Julia Gillard, Australia’s first woman prime minister was “rolled” (in the Australian vernacular) by her party’s politicians for the same reason that Mrs Thatcher was removed from the Tory leadership – she had become an electoral liability. To such an extent that the Labor (sic) Party’s very survival at the September elections was at stake. The moronic, sexist attacks Gillard has suffered – and suffered nobly – were not the cause of her demise, and her feisty response to them probably delayed her collapse in the polls. But that collapse came, and MPs voted for Rudd in an effort to save their seats.

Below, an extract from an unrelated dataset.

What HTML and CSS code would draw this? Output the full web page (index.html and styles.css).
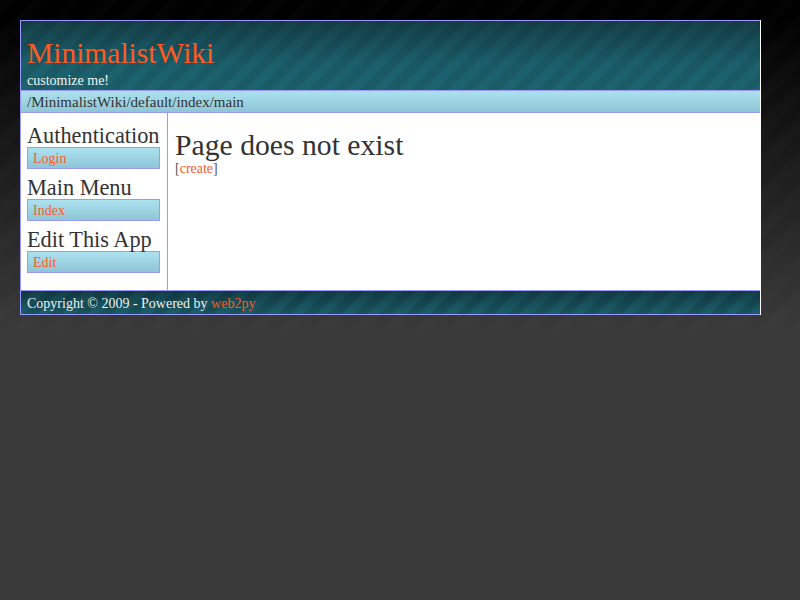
FILE: index.html
```html
<!DOCTYPE html>
<html>
<head>
<meta charset="utf-8">
<title>MinimalistWiki</title>
<link rel="stylesheet" href="styles.css">
</head>
<body>
<div class="wrap">
  <div class="header">
    <h1 class="title">MinimalistWiki</h1>
    <div class="subtitle">customize me!</div>
  </div>
  <div class="crumb">/MinimalistWiki/default/index/main</div>
  <div class="main">
    <div class="sidebar">
      <h3 class="side-title">Authentication</h3>
      <div class="side-box"><a href="#">Login</a></div>
      <h3 class="side-title">Main Menu</h3>
      <div class="side-box"><a href="#">Index</a></div>
      <h3 class="side-title">Edit This App</h3>
      <div class="side-box"><a href="#">Edit</a></div>
    </div>
    <div class="content">
      <h2 class="page-title">Page does not exist</h2>
      <div class="actions">[<a href="#">create</a>]</div>
    </div>
  </div>
  <div class="footer">Copyright © 2009 - Powered by <a href="#">web2py</a></div>
</div>
</body>
</html>
```

FILE: styles.css
```css
html, body {
  margin: 0;
  padding: 0;
}
body {
  min-height: 600px;
  padding-top: 20px;
  box-sizing: border-box;
  font-family: "Liberation Serif", "Times New Roman", serif;
  color: #333;
  background-color: #3a3a3a;
  background-image:
    repeating-linear-gradient(135deg, rgba(255,255,255,0.012) 0 12px, rgba(255,255,255,0) 12px 24px),
    linear-gradient(#000 0, #000 15px, #3a3a3a 330px);
  background-size: 100% 330px, 100% 330px;
  background-repeat: no-repeat;
}
a {
  color: #ff5a1f;
  text-decoration: none;
}
.wrap {
  margin-left: 20px;
  width: 739px;
  border-left: 1px solid #9999ff;
  border-right: 1px solid #fff;
  background: #fff;
}
.header {
  height: 69px;
  box-sizing: content-box;
  border-top: 1px solid #9999ff;
  border-bottom: 1px solid #9999ff;
  padding: 0 6px;
  background:
    repeating-linear-gradient(135deg, rgba(0,0,0,0.08) 0 9px, rgba(0,0,0,0) 9px 18px),
    linear-gradient(#153f48, #1b5f6b 60%, #1c6470);
  overflow: hidden;
}
.title {
  margin: 16px 0 0;
  font-weight: normal;
  font-size: 29.5px;
  line-height: 32px;
  color: #ff5a1f;
}
.subtitle {
  margin-top: 4px;
  font-size: 14px;
  line-height: 16px;
  color: #f4f4f4;
}
.crumb {
  height: 21px;
  line-height: 22px;
  padding: 0 6px;
  font-size: 15px;
  color: #333;
  border-bottom: 1px solid #9999ff;
  background: linear-gradient(#ace2f0, #8ec6d6);
}
.main {
  display: flex;
  height: 177px;
}
.sidebar {
  flex: none;
  width: 147px;
  border-right: 1px solid #9999ff;
  padding: 4px 0 0 6px;
  box-sizing: border-box;
}
.side-title {
  margin: 7px 0 0;
  font-weight: normal;
  font-size: 22.3px;
  line-height: 23px;
  color: #333;
  white-space: nowrap;
}
.side-box {
  width: 133px;
  height: 22px;
  line-height: 21px;
  font-size: 14px;
  padding-left: 5px;
  box-sizing: border-box;
  border: 1px solid #9999ff;
  background: linear-gradient(#ace2f0, #8ec6d6);
}
.content {
  flex: 1;
  padding: 17px 0 0 7px;
}
.page-title {
  margin: 0;
  font-weight: normal;
  font-size: 29.7px;
  line-height: 30px;
  color: #333;
}
.actions {
  margin-top: 1px;
  font-size: 14px;
  line-height: 16px;
  color: #555;
}
.footer {
  height: 21px;
  padding-top: 2px;
  line-height: 21px;
  padding-left: 6px;
  font-size: 14px;
  color: #f0f0f0;
  border-top: 1px solid #9999ff;
  border-bottom: 1px solid #9999ff;
  background:
    repeating-linear-gradient(135deg, rgba(0,0,0,0.12) 0 9px, rgba(0,0,0,0) 9px 18px),
    linear-gradient(#153f48, #1b5e6a);
}
```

Gillard’s unpopularity was fanned by a fractious party, with lingering bitterness (especially from Rudd) about the way he had been ousted. She had effectively tied the 2010 election and governed by compromise with an unstable coalition, reneging on promises and policies in order to stay in government and backing down on a mining tax that would have helped the poor. Sadly, this lady was for turning. The Murdoch papers (70 per cent of the Australian press) rubbished her U-turns, and much more influentially than the country’s misogynistic shock-jocks.
Still, she goes down with some credits – the best disability-care case legislation in the advanced world, a responsible carbon-pricing scheme, a far-sighted plan for state schooling and a far-reaching Royal Commission on child sex abuse. Her real problem was that, other than when rebutting sexist jibes, she could not communicate effectively. She took unhelpful advice from imported Blairites, and resorted to inappropriate stunts – knitting was the last straw.
The Labor cabinet’s disarray parallels that of the Australian cricket team. Two of its best ministers, Peter Garrett (once lead singer of Midnight Oil) and Greg Combet (a powerful trade-unionist), have refused to serve under Rudd. But he will recover seats in his home state of Queensland and will more vigorously take the fight to Tony Abbott, the leader of the Liberal (in fact, neo-conservative) opposition. He has personality problems with party grandees, but these will be papered over as they try for a semblance of unity at the election.
That comes in three months, which may be too soon. But Rudd remains popular: he can speak Mandarin to the Chinese (Australia’s biggest customers) and is admired for the handsomeness of his historic apology to Aboriginal Australians. He can play statesman, and is an intelligent liberal. When the WikiLeaks revelations began, Prime Minister Gillard panicked and wanted to put Julian Assange in jail: Rudd as foreign minister calmly pointed out that two and a half million Americans had access to the cables, and made light of what they had revealed about his meetings with Hillary Clinton. He will be an independent and astute occupant of Australia’s seat on the Security Council – if only for the next few months.